• **MATERIAL FOR THIS EXERCISE**:
====================

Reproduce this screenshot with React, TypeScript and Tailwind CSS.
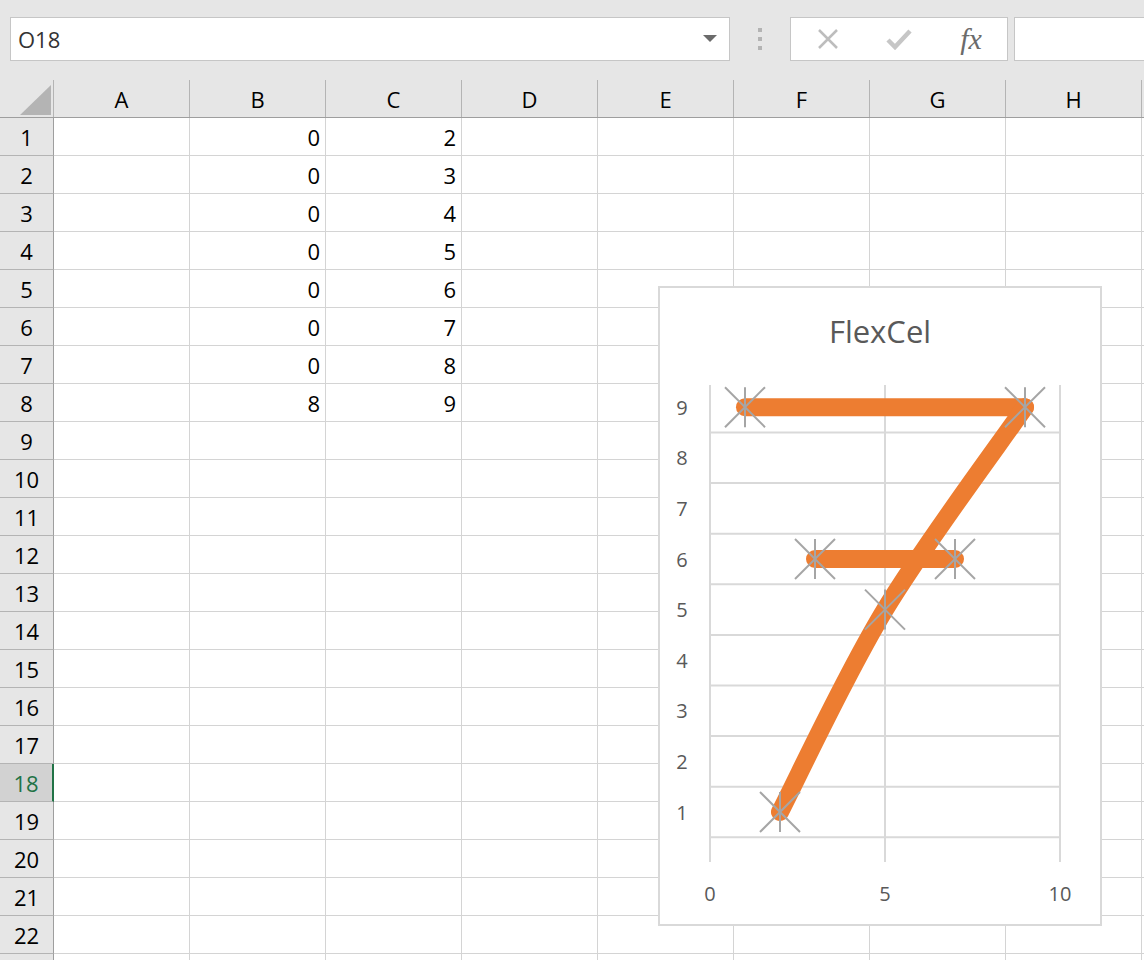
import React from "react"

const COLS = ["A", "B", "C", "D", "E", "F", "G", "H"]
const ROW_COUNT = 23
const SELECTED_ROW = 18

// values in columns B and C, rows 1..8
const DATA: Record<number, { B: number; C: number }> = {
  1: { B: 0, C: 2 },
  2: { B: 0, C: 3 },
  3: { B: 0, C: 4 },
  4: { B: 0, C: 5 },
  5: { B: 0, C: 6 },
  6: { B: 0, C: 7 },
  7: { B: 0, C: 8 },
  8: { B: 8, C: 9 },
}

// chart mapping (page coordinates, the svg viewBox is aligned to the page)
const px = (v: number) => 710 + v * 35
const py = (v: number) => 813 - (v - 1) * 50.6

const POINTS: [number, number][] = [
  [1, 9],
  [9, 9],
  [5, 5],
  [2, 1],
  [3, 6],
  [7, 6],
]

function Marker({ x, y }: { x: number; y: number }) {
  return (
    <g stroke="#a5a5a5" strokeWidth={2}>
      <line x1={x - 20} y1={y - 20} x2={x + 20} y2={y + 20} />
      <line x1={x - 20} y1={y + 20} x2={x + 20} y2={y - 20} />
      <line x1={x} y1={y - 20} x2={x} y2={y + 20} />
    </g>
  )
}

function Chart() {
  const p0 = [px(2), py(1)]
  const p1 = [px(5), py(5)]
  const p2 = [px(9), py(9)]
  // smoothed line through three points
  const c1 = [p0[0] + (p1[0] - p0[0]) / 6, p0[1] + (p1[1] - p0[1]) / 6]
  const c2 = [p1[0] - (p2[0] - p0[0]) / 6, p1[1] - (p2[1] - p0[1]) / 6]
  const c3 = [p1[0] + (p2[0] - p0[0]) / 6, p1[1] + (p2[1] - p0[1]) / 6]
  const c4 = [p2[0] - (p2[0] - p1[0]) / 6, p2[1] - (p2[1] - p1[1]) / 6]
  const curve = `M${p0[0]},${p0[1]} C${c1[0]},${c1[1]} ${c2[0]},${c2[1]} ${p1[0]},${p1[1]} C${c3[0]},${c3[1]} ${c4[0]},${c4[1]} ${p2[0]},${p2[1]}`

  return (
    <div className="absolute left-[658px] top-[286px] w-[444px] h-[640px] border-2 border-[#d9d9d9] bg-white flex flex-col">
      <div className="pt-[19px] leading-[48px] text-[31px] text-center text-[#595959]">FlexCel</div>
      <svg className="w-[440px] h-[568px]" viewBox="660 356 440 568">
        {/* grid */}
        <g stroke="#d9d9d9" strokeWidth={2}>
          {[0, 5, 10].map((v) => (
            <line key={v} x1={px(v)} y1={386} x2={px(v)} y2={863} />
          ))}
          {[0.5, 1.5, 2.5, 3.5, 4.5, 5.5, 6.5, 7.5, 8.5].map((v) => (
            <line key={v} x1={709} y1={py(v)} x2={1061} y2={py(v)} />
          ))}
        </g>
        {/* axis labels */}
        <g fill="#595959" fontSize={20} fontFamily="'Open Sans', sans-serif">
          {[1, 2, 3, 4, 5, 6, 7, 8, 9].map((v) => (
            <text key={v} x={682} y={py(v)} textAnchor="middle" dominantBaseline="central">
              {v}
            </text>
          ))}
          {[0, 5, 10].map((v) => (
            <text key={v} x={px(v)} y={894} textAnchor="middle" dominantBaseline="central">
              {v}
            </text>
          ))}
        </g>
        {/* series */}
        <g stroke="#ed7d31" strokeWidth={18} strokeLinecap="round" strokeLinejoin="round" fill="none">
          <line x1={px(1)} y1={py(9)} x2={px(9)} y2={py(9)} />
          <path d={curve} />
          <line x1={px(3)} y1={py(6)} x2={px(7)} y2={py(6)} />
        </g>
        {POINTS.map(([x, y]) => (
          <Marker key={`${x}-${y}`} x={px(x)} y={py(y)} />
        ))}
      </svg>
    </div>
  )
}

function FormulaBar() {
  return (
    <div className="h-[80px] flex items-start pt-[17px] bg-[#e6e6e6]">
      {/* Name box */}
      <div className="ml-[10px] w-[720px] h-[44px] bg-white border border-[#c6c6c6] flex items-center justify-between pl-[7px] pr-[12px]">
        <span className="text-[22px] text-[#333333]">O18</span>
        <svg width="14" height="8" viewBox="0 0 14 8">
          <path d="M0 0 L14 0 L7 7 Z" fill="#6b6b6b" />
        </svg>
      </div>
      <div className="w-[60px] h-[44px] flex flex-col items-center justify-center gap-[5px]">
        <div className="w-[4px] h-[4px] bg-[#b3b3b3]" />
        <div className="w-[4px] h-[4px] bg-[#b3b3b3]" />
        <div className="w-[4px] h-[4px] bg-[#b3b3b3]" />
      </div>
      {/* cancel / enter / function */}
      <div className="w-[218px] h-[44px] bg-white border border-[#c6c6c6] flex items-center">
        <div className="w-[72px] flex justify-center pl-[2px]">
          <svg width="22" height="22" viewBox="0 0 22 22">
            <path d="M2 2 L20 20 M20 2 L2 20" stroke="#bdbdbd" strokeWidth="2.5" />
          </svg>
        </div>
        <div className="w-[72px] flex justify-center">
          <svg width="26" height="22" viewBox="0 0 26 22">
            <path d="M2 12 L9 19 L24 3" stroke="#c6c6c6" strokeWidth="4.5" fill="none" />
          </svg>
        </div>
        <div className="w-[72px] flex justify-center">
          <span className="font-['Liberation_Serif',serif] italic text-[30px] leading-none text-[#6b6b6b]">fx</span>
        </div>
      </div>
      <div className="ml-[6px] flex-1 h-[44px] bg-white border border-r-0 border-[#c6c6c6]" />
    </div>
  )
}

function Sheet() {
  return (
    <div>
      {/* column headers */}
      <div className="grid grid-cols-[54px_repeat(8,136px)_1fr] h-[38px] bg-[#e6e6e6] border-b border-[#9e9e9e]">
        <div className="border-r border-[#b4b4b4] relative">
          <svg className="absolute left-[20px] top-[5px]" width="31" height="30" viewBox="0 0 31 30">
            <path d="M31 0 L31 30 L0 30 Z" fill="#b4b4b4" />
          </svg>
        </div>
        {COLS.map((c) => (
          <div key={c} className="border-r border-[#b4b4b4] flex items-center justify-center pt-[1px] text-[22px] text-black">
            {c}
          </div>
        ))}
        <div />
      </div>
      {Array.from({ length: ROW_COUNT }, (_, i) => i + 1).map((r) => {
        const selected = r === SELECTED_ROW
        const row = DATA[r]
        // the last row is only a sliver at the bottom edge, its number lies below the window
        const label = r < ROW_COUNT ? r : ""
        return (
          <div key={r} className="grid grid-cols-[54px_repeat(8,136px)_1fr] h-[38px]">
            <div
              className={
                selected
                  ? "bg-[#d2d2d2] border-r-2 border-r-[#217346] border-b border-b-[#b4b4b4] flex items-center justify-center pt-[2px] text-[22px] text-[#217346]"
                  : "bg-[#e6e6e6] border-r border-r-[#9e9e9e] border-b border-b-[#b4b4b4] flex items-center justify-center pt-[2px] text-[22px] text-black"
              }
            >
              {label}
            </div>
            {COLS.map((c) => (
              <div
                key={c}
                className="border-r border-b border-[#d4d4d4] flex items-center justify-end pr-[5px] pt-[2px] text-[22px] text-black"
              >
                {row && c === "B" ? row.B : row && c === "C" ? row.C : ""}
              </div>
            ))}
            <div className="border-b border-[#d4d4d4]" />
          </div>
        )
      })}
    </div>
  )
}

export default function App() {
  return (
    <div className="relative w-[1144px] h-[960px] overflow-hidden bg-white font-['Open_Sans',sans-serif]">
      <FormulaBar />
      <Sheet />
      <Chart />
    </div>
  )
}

====================

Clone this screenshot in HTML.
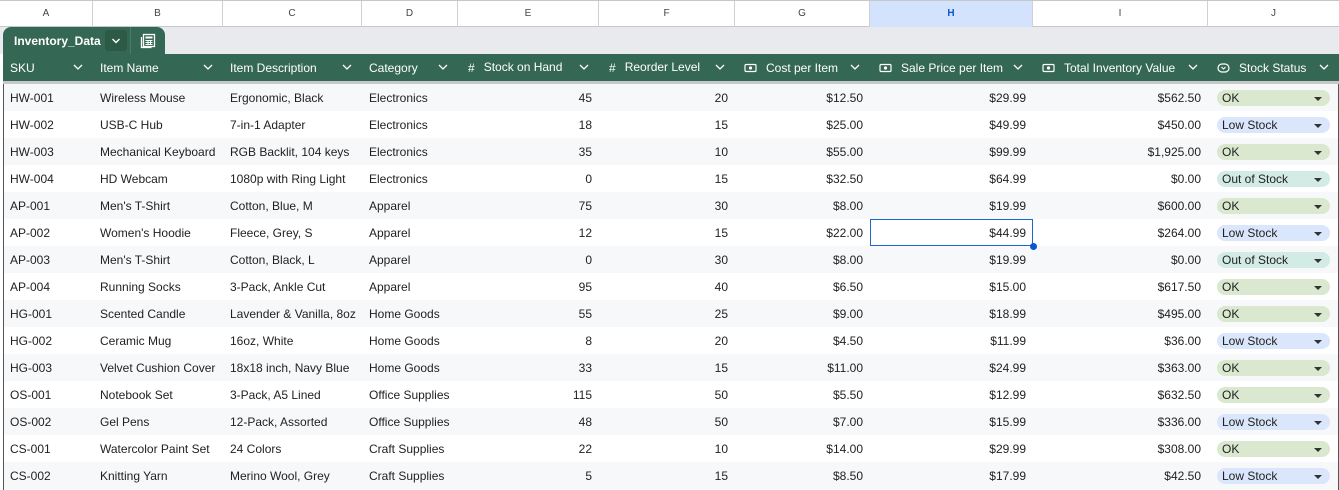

====================

• **STATED TASK**: Count the lines above that contain the word "screenshot", and reply with only that number.

• **EXPECTED OUTPUT**: 2